Of course, drawing any audience is a huge challenge, since movie fans now have many more delivery options to choose from than they did 40 years ago, a problem which is sometimes compounded by the distributors who serve such venues on a regular basis. Toby Leonard touched on this subject: “Not to get into how VOD [Video on Demand] releases affect theatrical exhibition (it does), but when a film gets out there on the Web, it hurts us too if a company has made the decision to release a film on day-and-date (a film released to theaters and on video the same day).”

“Every art house is different, but we all show the movies that [the mass audience doesn’t] want to see. If everyone wanted to see them, they’d be selling out at the multiplexes and there would be no art-house theaters,” McCaffrey, of the Capri, added. “We walk a fine line, mixing programming like metaphors, hoping to present a successful blend of artistic obscurities and rent-paying pop. If we’re lucky, we get enough of the latter to show more of the former.”

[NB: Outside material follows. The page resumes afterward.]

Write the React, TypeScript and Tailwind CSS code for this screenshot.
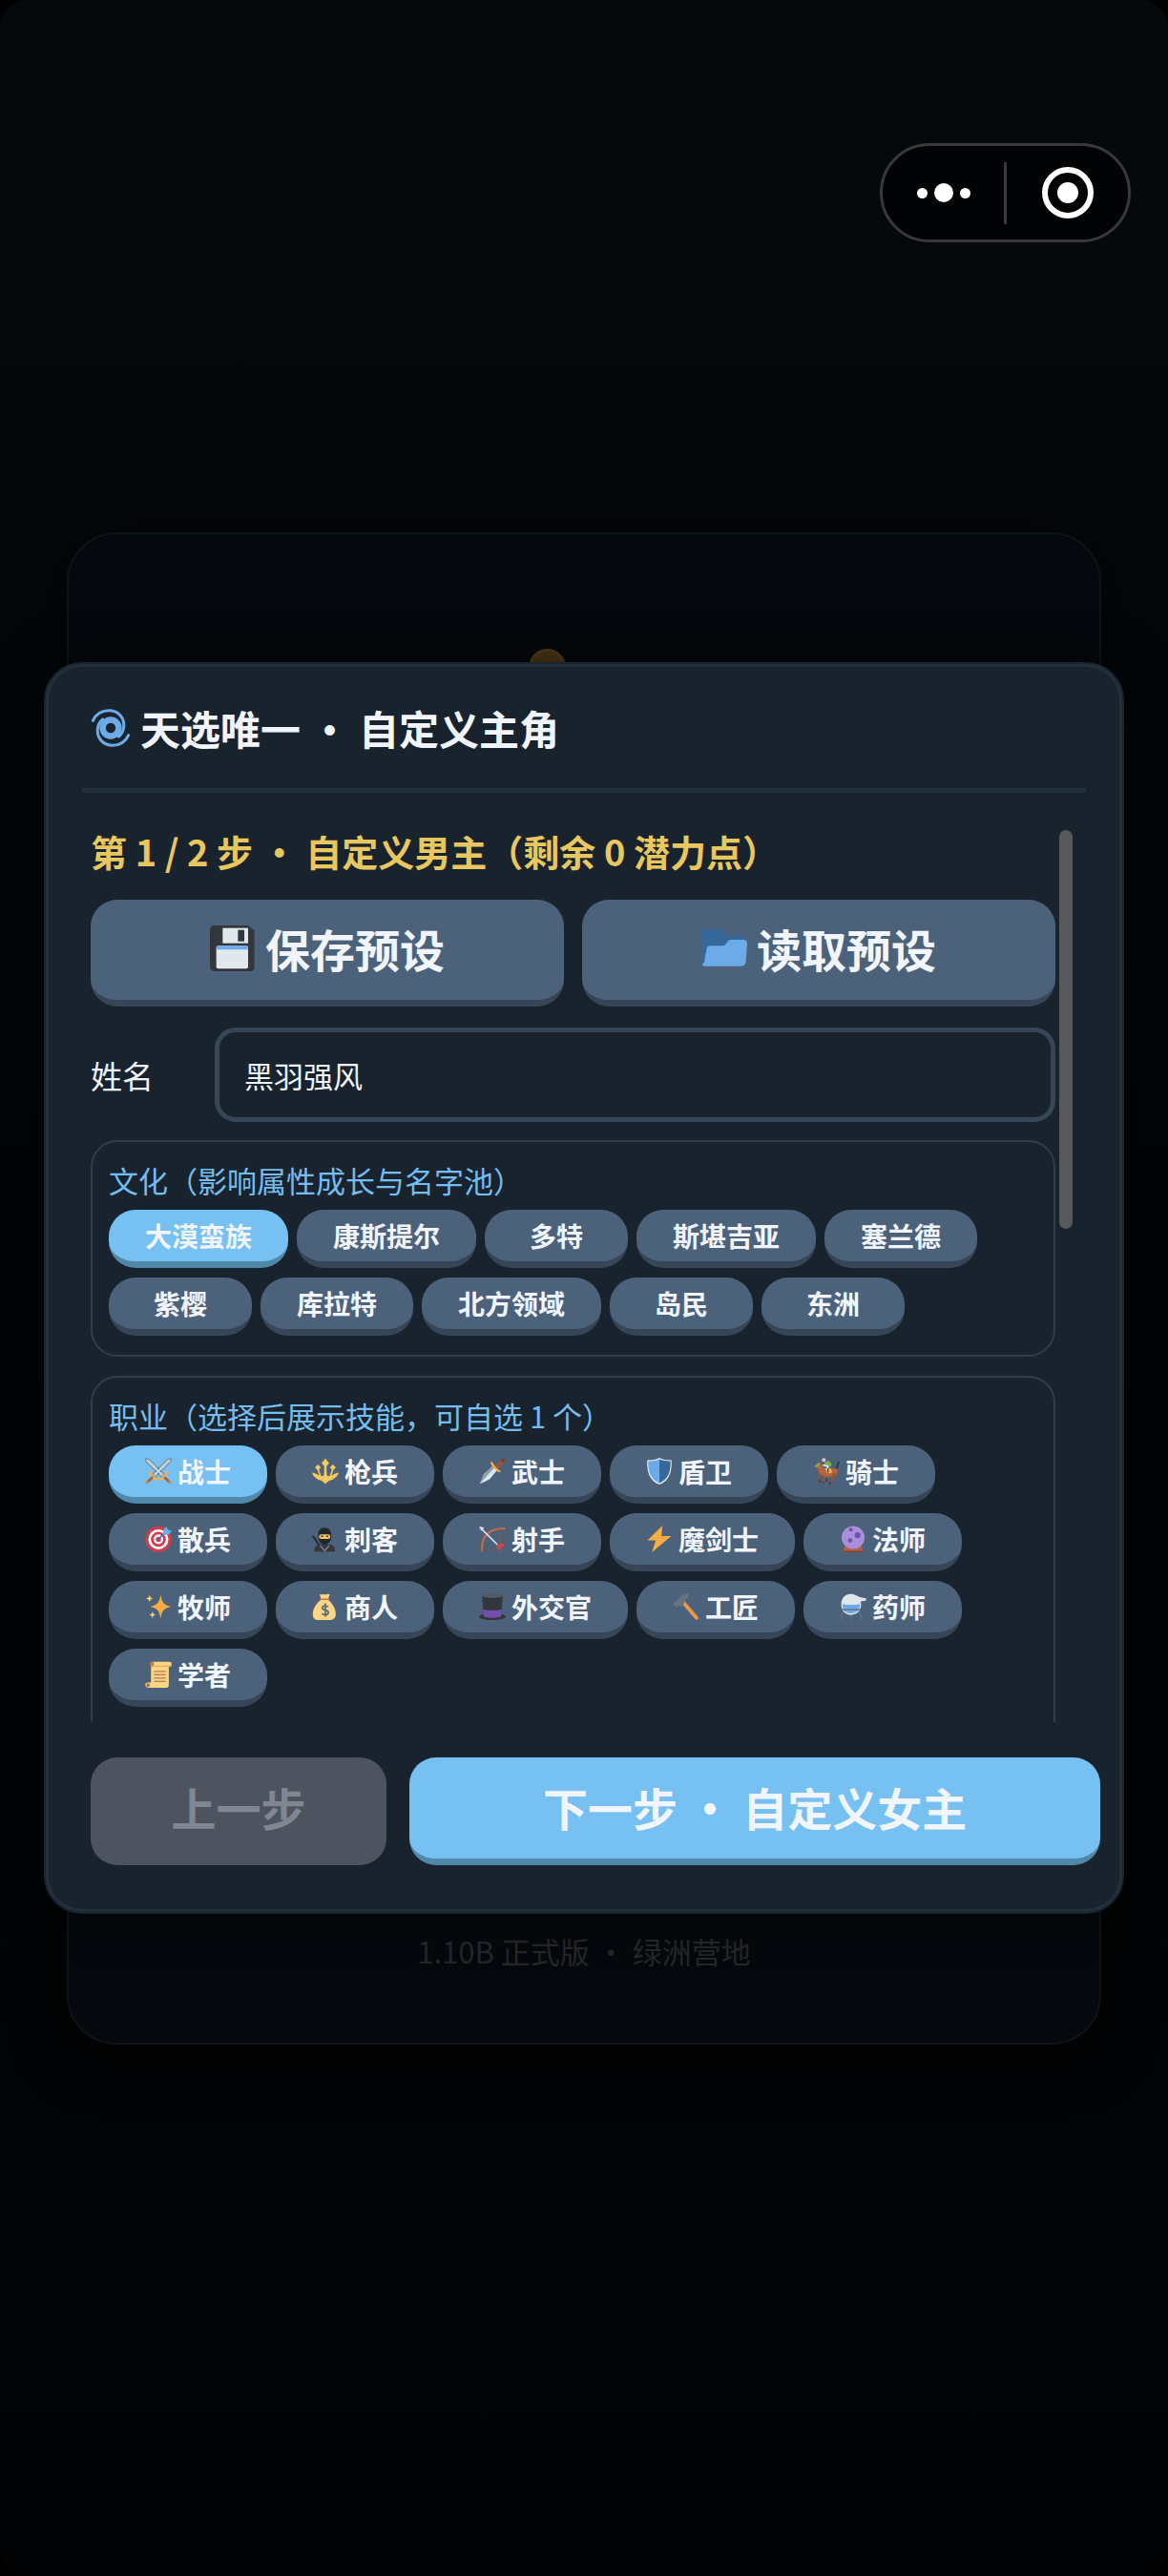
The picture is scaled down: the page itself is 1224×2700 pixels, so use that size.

The term “sure seaters” arose long ago from a skeptical film industry that was convinced that those attending art-house theaters would have no difficulty finding a seat. But as Barbara Wilinsky notes in her still relevant 2000 book about art-house cinema, likewise titled Sure Seaters: “In the end, the attempts by art house operators and art cinema participants to carve out a niche helped to shape the economic, social, and industrial structure as well as the cultural significance and values associated with the film industry from which they were originally excluded.”